====== DATA EXTRACT

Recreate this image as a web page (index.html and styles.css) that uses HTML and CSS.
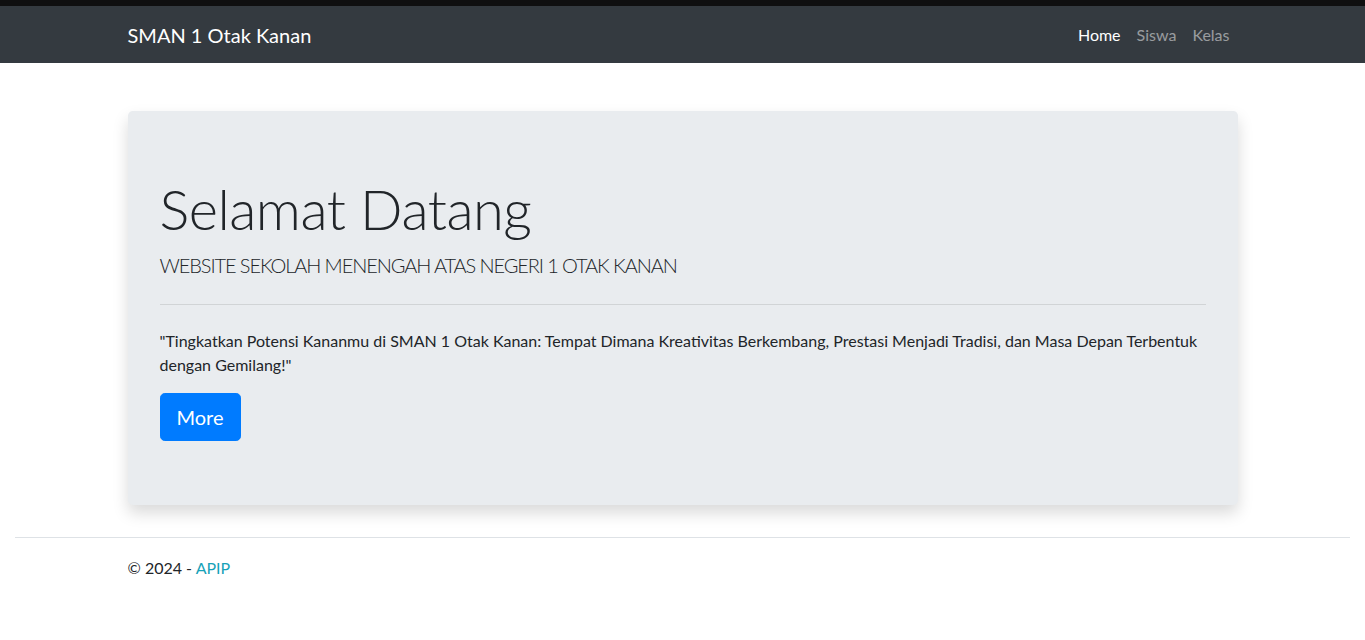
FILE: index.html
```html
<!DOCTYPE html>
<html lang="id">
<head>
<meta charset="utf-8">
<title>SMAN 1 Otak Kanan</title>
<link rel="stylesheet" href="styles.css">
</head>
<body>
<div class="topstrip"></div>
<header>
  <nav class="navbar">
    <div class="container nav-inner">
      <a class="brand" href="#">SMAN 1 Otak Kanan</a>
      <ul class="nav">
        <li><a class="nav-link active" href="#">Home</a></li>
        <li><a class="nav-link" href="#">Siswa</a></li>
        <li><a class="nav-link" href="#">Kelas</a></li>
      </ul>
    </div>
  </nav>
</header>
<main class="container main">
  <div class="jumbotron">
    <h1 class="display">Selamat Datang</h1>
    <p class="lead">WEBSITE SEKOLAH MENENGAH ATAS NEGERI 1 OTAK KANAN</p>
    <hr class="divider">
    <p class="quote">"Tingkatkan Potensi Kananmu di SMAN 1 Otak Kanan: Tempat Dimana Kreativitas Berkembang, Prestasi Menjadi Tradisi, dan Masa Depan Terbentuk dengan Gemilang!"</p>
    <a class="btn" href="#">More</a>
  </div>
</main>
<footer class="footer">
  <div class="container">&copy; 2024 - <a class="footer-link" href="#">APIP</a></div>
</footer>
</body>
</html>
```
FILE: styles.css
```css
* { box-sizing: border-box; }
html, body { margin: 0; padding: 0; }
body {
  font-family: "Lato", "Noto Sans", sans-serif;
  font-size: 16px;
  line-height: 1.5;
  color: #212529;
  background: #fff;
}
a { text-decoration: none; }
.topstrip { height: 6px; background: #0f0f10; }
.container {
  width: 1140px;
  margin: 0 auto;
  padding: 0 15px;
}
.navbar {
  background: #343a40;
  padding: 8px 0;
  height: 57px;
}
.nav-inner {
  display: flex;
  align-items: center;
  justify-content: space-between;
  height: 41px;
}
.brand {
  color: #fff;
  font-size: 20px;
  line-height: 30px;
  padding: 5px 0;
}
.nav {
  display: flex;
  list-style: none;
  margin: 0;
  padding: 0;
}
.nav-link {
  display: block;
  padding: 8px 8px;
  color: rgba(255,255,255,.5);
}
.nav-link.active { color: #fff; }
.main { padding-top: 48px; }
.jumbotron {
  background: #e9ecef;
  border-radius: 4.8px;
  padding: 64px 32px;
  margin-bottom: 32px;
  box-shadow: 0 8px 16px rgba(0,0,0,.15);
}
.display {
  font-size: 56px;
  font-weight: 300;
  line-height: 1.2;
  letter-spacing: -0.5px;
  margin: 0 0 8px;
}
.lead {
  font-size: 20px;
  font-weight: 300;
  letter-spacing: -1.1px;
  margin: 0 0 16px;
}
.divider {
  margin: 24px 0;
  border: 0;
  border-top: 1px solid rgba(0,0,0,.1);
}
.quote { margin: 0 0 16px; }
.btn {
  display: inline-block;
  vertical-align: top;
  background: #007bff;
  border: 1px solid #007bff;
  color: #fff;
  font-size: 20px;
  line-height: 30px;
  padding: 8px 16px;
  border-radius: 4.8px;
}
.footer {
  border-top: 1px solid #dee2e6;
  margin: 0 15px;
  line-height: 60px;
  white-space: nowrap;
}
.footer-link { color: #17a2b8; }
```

============

SET EXERCISE
The listing above must be printed again exactly, minus its pictures.

THE ANSWER
Recreate this image as a web page (index.html and styles.css) that uses HTML and CSS.
FILE: index.html
```html
<!DOCTYPE html>
<html lang="id">
<head>
<meta charset="utf-8">
<title>SMAN 1 Otak Kanan</title>
<link rel="stylesheet" href="styles.css">
</head>
<body>
<div class="topstrip"></div>
<header>
  <nav class="navbar">
    <div class="container nav-inner">
      <a class="brand" href="#">SMAN 1 Otak Kanan</a>
      <ul class="nav">
        <li><a class="nav-link active" href="#">Home</a></li>
        <li><a class="nav-link" href="#">Siswa</a></li>
        <li><a class="nav-link" href="#">Kelas</a></li>
      </ul>
    </div>
  </nav>
</header>
<main class="container main">
  <div class="jumbotron">
    <h1 class="display">Selamat Datang</h1>
    <p class="lead">WEBSITE SEKOLAH MENENGAH ATAS NEGERI 1 OTAK KANAN</p>
    <hr class="divider">
    <p class="quote">"Tingkatkan Potensi Kananmu di SMAN 1 Otak Kanan: Tempat Dimana Kreativitas Berkembang, Prestasi Menjadi Tradisi, dan Masa Depan Terbentuk dengan Gemilang!"</p>
    <a class="btn" href="#">More</a>
  </div>
</main>
<footer class="footer">
  <div class="container">&copy; 2024 - <a class="footer-link" href="#">APIP</a></div>
</footer>
</body>
</html>
```
FILE: styles.css
```css
* { box-sizing: border-box; }
html, body { margin: 0; padding: 0; }
body {
  font-family: "Lato", "Noto Sans", sans-serif;
  font-size: 16px;
  line-height: 1.5;
  color: #212529;
  background: #fff;
}
a { text-decoration: none; }
.topstrip { height: 6px; background: #0f0f10; }
.container {
  width: 1140px;
  margin: 0 auto;
  padding: 0 15px;
}
.navbar {
  background: #343a40;
  padding: 8px 0;
  height: 57px;
}
.nav-inner {
  display: flex;
  align-items: center;
  justify-content: space-between;
  height: 41px;
}
.brand {
  color: #fff;
  font-size: 20px;
  line-height: 30px;
  padding: 5px 0;
}
.nav {
  display: flex;
  list-style: none;
  margin: 0;
  padding: 0;
}
.nav-link {
  display: block;
  padding: 8px 8px;
  color: rgba(255,255,255,.5);
}
.nav-link.active { color: #fff; }
.main { padding-top: 48px; }
.jumbotron {
  background: #e9ecef;
  border-radius: 4.8px;
  padding: 64px 32px;
  margin-bottom: 32px;
  box-shadow: 0 8px 16px rgba(0,0,0,.15);
}
.display {
  font-size: 56px;
  font-weight: 300;
  line-height: 1.2;
  letter-spacing: -0.5px;
  margin: 0 0 8px;
}
.lead {
  font-size: 20px;
  font-weight: 300;
  letter-spacing: -1.1px;
  margin: 0 0 16px;
}
.divider {
  margin: 24px 0;
  border: 0;
  border-top: 1px solid rgba(0,0,0,.1);
}
.quote { margin: 0 0 16px; }
.btn {
  display: inline-block;
  vertical-align: top;
  background: #007bff;
  border: 1px solid #007bff;
  color: #fff;
  font-size: 20px;
  line-height: 30px;
  padding: 8px 16px;
  border-radius: 4.8px;
}
.footer {
  border-top: 1px solid #dee2e6;
  margin: 0 15px;
  line-height: 60px;
  white-space: nowrap;
}
.footer-link { color: #17a2b8; }
```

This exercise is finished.